Our effort is not the answer - but Jesus’ effort is! What Paul’s telling us - we need help. On our own, there’s no way we can overcome the sinful life. We need the rescuer!
Paul is going to give us how we live the victorious life in a fallen world in Romans 8 - but what is this passage calling us to now?
Be ruthlessly honest. If Paul can be this honest, you can be too. Are you honest about the battle or do you pretend like everything’s ok? When you’re honest about the battle, you’ll confess faster. You’ll stop excusing your sin. You’ll stop defending yourself. What keeps you from honesty? Pride? Hypocrisy?
Let desperation characterize your life. NOT pride. NOT self-reliance. Paul is showing us that he cannot honor God on his own. He doesn’t have the power to. He’s desperate for a rescuer. Are you? How desperate are you for a work of the Spirit in your life? Desperation is that constant posture of life: “God, I need you for everything.”
Try this: The place in my life where I most feel Romans 7 is__________________. (On the screen) THIS is where you need to desperately come before the God and say to Him, “I confess. I can’t.”
Learn to cry the right question. I love how this passage ends. It doesn’t end with, “What else can I do, God” That’s the question we want to ask God. “What can I do to make you happy, God? What can I do to feel closer to you?” The better question is always, “Who will rescue me?”

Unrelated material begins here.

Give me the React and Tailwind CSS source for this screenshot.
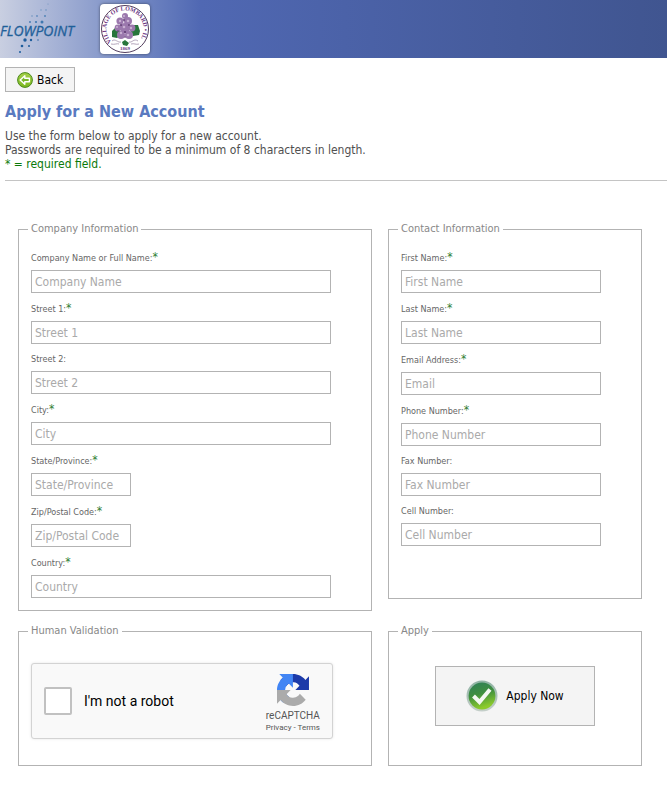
const companyFields = [
  { id: 'company', label: 'Company Name or Full Name:', placeholder: 'Company Name', required: true },
  { id: 'street1', label: 'Street 1:', placeholder: 'Street 1', required: true },
  { id: 'street2', label: 'Street 2:', placeholder: 'Street 2' },
  { id: 'city', label: 'City:', placeholder: 'City', required: true },
  { id: 'state', label: 'State/Province:', placeholder: 'State/Province', required: true, short: true },
  { id: 'zip', label: 'Zip/Postal Code:', placeholder: 'Zip/Postal Code', required: true, short: true },
  { id: 'country', label: 'Country:', placeholder: 'Country', required: true },
]

const contactFields = [
  { id: 'firstName', label: 'First Name:', placeholder: 'First Name', required: true },
  { id: 'lastName', label: 'Last Name:', placeholder: 'Last Name', required: true },
  { id: 'email', label: 'Email Address:', placeholder: 'Email', required: true },
  { id: 'phone', label: 'Phone Number:', placeholder: 'Phone Number', required: true },
  { id: 'fax', label: 'Fax Number:', placeholder: 'Fax Number' },
  { id: 'cell', label: 'Cell Number:', placeholder: 'Cell Number' },
]

const FlowpointLogo = () => (
  <svg viewBox="0 0 80 58" className="w-20 h-[58px] shrink-0" role="img" aria-label="Flowpoint">
    <g fill="#3f78b0">
      <circle cx="48" cy="4" r="0.6" opacity="0.5" />
      <circle cx="41" cy="10" r="0.7" opacity="0.6" />
      <circle cx="46" cy="10" r="0.8" opacity="0.6" />
      <circle cx="32" cy="16" r="0.8" opacity="0.6" />
      <circle cx="37" cy="16" r="0.9" opacity="0.7" />
      <circle cx="45" cy="16" r="1" opacity="0.8" />
      <circle cx="30" cy="22" r="0.9" />
      <circle cx="36" cy="22" r="1.1" />
      <circle cx="42" cy="22" r="1.5" />
    </g>
    <g fill="#1d5c9c">
      <circle cx="25" cy="40" r="1.7" />
      <circle cx="31" cy="40" r="1.2" />
      <circle cx="38" cy="40" r="0.7" />
      <circle cx="22" cy="46" r="1.3" />
      <circle cx="29" cy="46" r="1" />
      <circle cx="20" cy="52" r="1" />
    </g>
    <text x="0" y="36" fontSize="14" fontStyle="italic" fill="#1f5f99" stroke="#1f5f99" strokeWidth="0.3" fontFamily="'Open Sans', sans-serif">FLOWPOINT</text>
  </svg>
)

const VillageSeal = () => (
  <svg viewBox="0 0 50 50" className="w-[50px] h-[50px]" role="img" aria-label="Village of Lombard, IL">
    <defs>
      <path id="sealTop" d="M11.5 37.8 A18.6 18.6 0 1 1 38.5 37.8" />
    </defs>
    <circle cx="25" cy="25" r="23.5" fill="#fff" stroke="#54405f" strokeWidth="1" />
    <text fontSize="6" fontWeight="bold" fill="#6b3583" fontFamily="'Liberation Serif', serif">
      <textPath href="#sealTop">VILLAGE OF LOMBARD • IL</textPath>
    </text>
    <path d="M12 27l4-4 4 3 1 5-4 3-5-1zM38 21l-5 0-3 5 3 6 6-1 1-4zM22 38l3-2 4 3-2 3-4-1z" fill="#28753b" />
    <path d="M12 37c3-3 6 2 9 1M29 38c3 1 5-4 9-1M11 40c4 1 6-1 8 0M31 40c3-1 5 1 8 0" fill="none" stroke="#b3a5bb" strokeWidth="1" />
    <g fill="#9b78ad">
      <circle cx="25" cy="12" r="3" />
      <circle cx="20" cy="17" r="3.6" />
      <circle cx="28" cy="17" r="4" />
      <circle cx="18" cy="24" r="3.4" />
      <circle cx="25" cy="24" r="5" />
      <circle cx="32" cy="24" r="3.4" />
      <circle cx="21" cy="31" r="4" />
      <circle cx="29" cy="31" r="4" />
    </g>
    <g fill="#c9b0d3">
      <circle cx="24" cy="12" r="1.1" />
      <circle cx="20" cy="17" r="1.2" />
      <circle cx="28" cy="17" r="1.3" />
      <circle cx="17" cy="23" r="1" />
      <circle cx="24" cy="23" r="1.3" />
      <circle cx="31" cy="24" r="1.2" />
      <circle cx="21" cy="29" r="1.2" />
      <circle cx="28" cy="31" r="1.3" />
    </g>
    <g fill="#5f3b73">
      <circle cx="24" cy="16" r="0.9" />
      <circle cx="21" cy="21" r="1" />
      <circle cx="29" cy="21" r="0.9" />
      <circle cx="25" cy="28" r="1.1" />
      <circle cx="18" cy="27" r="0.8" />
      <circle cx="25" cy="33" r="0.8" />
    </g>
    <text x="25" y="46" textAnchor="middle" fontSize="5" fontWeight="bold" fill="#6b3583" fontFamily="'Liberation Serif', serif">1869</text>
  </svg>
)

const BackIcon = () => (
  <svg viewBox="0 0 16 16" className="w-4 h-4" aria-hidden="true">
    <defs>
      <linearGradient id="backFill" x1="0" y1="0" x2="0" y2="1">
        <stop offset="0" stopColor="#a5d04a" />
        <stop offset="1" stopColor="#7cb820" />
      </linearGradient>
    </defs>
    <circle cx="8" cy="8" r="7.4" fill="url(#backFill)" stroke="#4c8a1c" strokeWidth="1" />
    <path d="M3.2 8l4.6-4.2v2.4h4.6v3.6H7.8v2.4z" fill="#7ab82a" stroke="#fff" strokeWidth="1.4" strokeLinejoin="round" />
  </svg>
)

const CheckIcon = () => (
  <svg viewBox="0 0 32 32" className="w-8 h-8" aria-hidden="true">
    <defs>
      <linearGradient id="checkFill" x1="0" y1="0" x2="0.3" y2="1">
        <stop offset="0" stopColor="#2f7f5a" />
        <stop offset="0.5" stopColor="#3f8f3f" />
        <stop offset="1" stopColor="#8ccb2c" />
      </linearGradient>
      <linearGradient id="checkRing" x1="0" y1="0" x2="0" y2="1">
        <stop offset="0" stopColor="#8fb3a3" />
        <stop offset="1" stopColor="#c5cfca" />
      </linearGradient>
    </defs>
    <circle cx="16" cy="16" r="15.5" fill="url(#checkRing)" />
    <circle cx="16" cy="16" r="13.4" fill="url(#checkFill)" />
    <path d="M7.5 16l6 6L24 9.5" fill="none" stroke="#f4f8f2" strokeWidth="4" />
  </svg>
)

const RecaptchaIcon = () => (
  <svg viewBox="0 0 64 64" className="w-8 h-8" aria-hidden="true">
    <path fill="#1c3aa9" d="M64 31.955l-.033-1.37V4.687l-7.16 7.16C50.948 4.674 42.033.093 32.05.093c-10.4 0-19.622 4.96-25.458 12.64l11.736 11.86a15.55 15.55 0 0 1 4.754-5.334c2.05-1.6 4.952-2.906 8.968-2.906.485 0 .86.057 1.135.163 4.976.393 9.288 3.14 11.828 7.124l-8.307 8.307L64 31.953" />
    <path fill="#4285f4" d="M31.862.094l-1.37.033H4.594l7.16 7.16C4.58 13.147 0 22.06 0 32.046c0 10.4 4.96 19.622 12.64 25.458L24.5 45.768a15.55 15.55 0 0 1-5.334-4.754c-1.6-2.05-2.906-4.952-2.906-8.968 0-.485.057-.86.163-1.135.393-4.976 3.14-9.288 7.124-11.828l8.307 8.307L31.86.095" />
    <path fill="#ababab" d="M.001 32.045l.033 1.37v25.898l7.16-7.16c5.86 7.173 14.774 11.754 24.76 11.754 10.4 0 19.622-4.96 25.458-12.64l-11.736-11.86a15.55 15.55 0 0 1-4.754 5.334c-2.05 1.6-4.952 2.906-8.968 2.906-.485 0-.86-.057-1.135-.163-4.976-.393-9.288-3.14-11.828-7.124l8.307-8.307c-10.522.04-22.4.066-27.295-.005" />
  </svg>
)

const Field = ({ id, label, placeholder, required, size }) => (
  <div>
    <label htmlFor={id} className={`flex items-center pt-[5px] text-[9px] text-[#666] ${required ? 'h-7' : 'h-[27px]'}`}>
      {label}
      {required && <span className="pb-1 text-[12px] leading-3 text-[#2e7d32]">*</span>}
    </label>
    <input
      id={id}
      type="text"
      placeholder={placeholder}
      className={`block h-[23px] max-w-full border border-[#b3b3b3] bg-white px-[3px] text-[12px] text-[#333] placeholder:text-[#aaa] ${size}`}
    />
  </div>
)

const Group = ({ title, className, children }) => (
  <fieldset className={`min-w-0 border border-[#b3b3b3] px-3 ${className}`}>
    <legend className="-ml-[3px] px-[3px] text-[11px] leading-[14px] text-[#888]">{title}</legend>
    {children}
  </fieldset>
)

const App = () => {
  return (
    <div className="min-h-screen bg-white font-['DejaVu_Sans_Condensed','DejaVu_Sans',sans-serif] text-[12px] text-[#505050]">
      <header className="flex h-[58px] items-center gap-5 bg-linear-to-r from-[#c9cfe1] via-[#5068b3] via-30% to-[#405590]">
        <FlowpointLogo />
        <div className="rounded-sm bg-white shadow-[0_0_3px_rgba(0,0,0,0.5)]">
          <VillageSeal />
        </div>
      </header>

      <main>
        <div className="ml-[5px] border-b border-[#c4c4c4] pt-[9px] pb-[9px]">
          <button type="button" className="flex h-[25px] items-center gap-1 border border-[#b3b3b3] bg-[#f4f4f4] px-[11px] text-[12px] text-black">
            <BackIcon />
            Back
          </button>
          <h1 className="mt-2 text-[16px] leading-6 font-bold text-[#5a7ac0]">Apply for a New Account</h1>
          <p className="mt-[5px] leading-[14px]">Use the form below to apply for a new account.</p>
          <p className="leading-[14px]">Passwords are required to be a minimum of 8 characters in length.</p>
          <p className="leading-[14px] text-[#0a7a0a]">* = required field.</p>
        </div>

        <form className="grid grid-cols-[354fr_254fr] items-start gap-x-4 gap-y-[13px] pt-[41px] pr-[25px] pb-[18px] pl-[18px]" onSubmit={(e) => e.preventDefault()}>
          <Group title="Company Information" className="pt-[6px] pb-3">
            {companyFields.map(({ short, ...f }) => (
              <Field key={f.id} {...f} size={short ? 'w-[100px]' : 'w-[300px]'} />
            ))}
          </Group>

          <Group title="Contact Information" className="pt-[6px] pb-[52px]">
            {contactFields.map((f) => (
              <Field key={f.id} {...f} size="w-[200px]" />
            ))}
          </Group>

          <Group title="Human Validation" className="pt-[25px] pb-[26px]">
            <div className="flex h-[76px] w-[302px] max-w-full items-center justify-between rounded-[3px] border border-[#d3d3d3] bg-[#f9f9f9] pr-3 pl-3 font-[Roboto,sans-serif] shadow-[0_0_3px_rgba(0,0,0,0.1)]">
              <label className="flex items-center gap-3 text-[14px] text-black">
                <input type="checkbox" className="h-7 w-7 appearance-none rounded-xs border-2 border-[#c1c1c1] bg-white" />
                I'm not a robot
              </label>
              <div className="flex flex-col items-center pt-[6px] text-[#555]">
                <RecaptchaIcon />
                <span className="mt-1 text-[10px] leading-3">reCAPTCHA</span>
                <span className="text-[8px] leading-3">
                  <a href="#privacy">Privacy</a> - <a href="#terms">Terms</a>
                </span>
              </div>
            </div>
          </Group>

          <Group title="Apply" className="pt-7 pb-[39px]">
            <button type="submit" className="mx-auto flex h-[60px] w-40 max-w-full items-center justify-center gap-2 border border-[#b3b3b3] bg-[#f4f4f4] text-[12px] text-black">
              <CheckIcon />
              Apply Now
            </button>
          </Group>
        </form>
      </main>
    </div>
  )
}

export default App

Jesus will rescue you - that’s why He came. To rescue from sin and give you a new life. He’s the ONE who will give you victory over sin as you give your life to Him and allow Him to work in your life rather than depending on yourself. If you are not a believer, give your life to the One who came, lived, died, and rose again for you. Repent of your sins and believe in Him.
Believer, you need to constantly ask, “God, will you rescue me?”